A new CCTV system will keep a watching eye on the streets of Falkirk from a new location from early next year.
The current shared arrangements between neighbouring authorities ended after Stirling Council announced it was pulling out of the deal .
It sees the city, along with towns in Falkirk and Clackmannanshire monitored from a centre at Kilncraigs in Alloa.
It is believed the decision by Stirling councillors was designed to save money.
Officials were then forced to look at how the Falkirk area could be adequately covered.
There are 88 cameras covering the district monitored by Enigma CCTV Ltd from the Alloa base. It monitors town centres, but doesn’t include cameras on schools, offices and other public buildings.
Fiona Campbell, Falkirk Council’s head of policy, told members of the authority’s executive that a new base had been identified in Falkirk Police Station.
She said: “The partnership had been operating for over 10 years and there has been significant grant application which allowed us to have state-of-the-art monitoring facilities.
“Locally, it also supports the Shop Safe system which provides a live radio link between a number of shops in Falkirk town centre.
“There is a suggestion that when the system moves it could be used for other things, including operating a local CCTV service.”
The cost to Falkirk Council for the system this year is just over £200,000 and a report showed that this is likely to be the cost of running the new local service.
Councillors heard cash is available to cover the one-off £50,000 relocation costs.
Councillor Jim Blackwood said; “It is disappointing to see Stirling and Clackmannshire withdrawing from this important service.

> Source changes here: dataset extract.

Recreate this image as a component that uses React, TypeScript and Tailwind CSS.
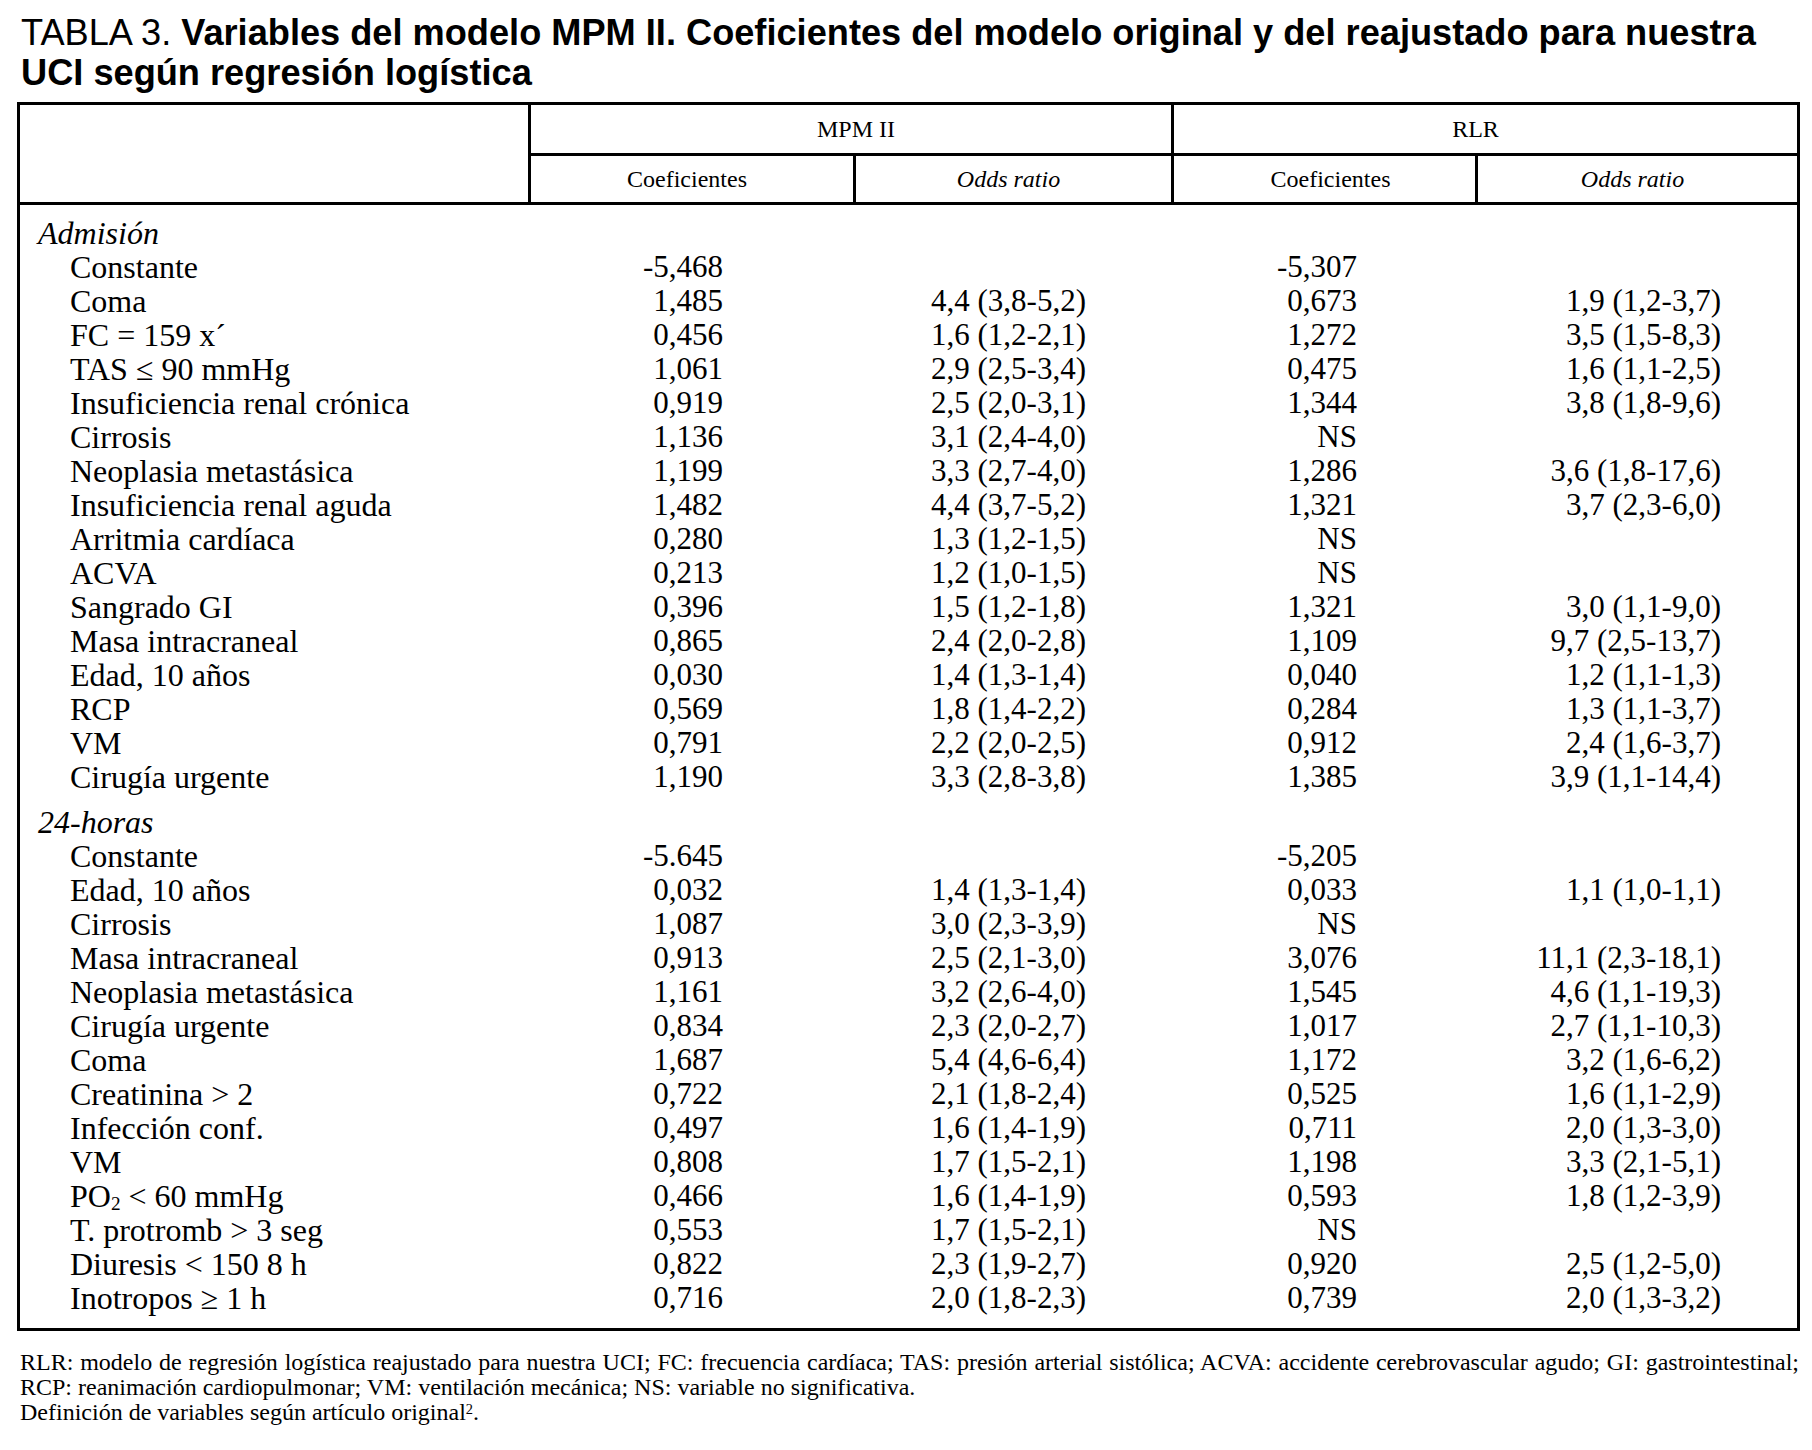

“Figures show that last year 2448 incidents were recorded in this area. CCTV allows a quick response to these incidents and assists in making our town centres a safer environment.”
Councillor Craig Martin, council leader, said: “It’s disappointing to see what was a good shared service across Forth Valley being impacted on by cuts.”
The largest group of incidents recorded last year, 41 per cent, involved alcohol, drugs, assault and vandalism, with 22 per cent involving public disorder.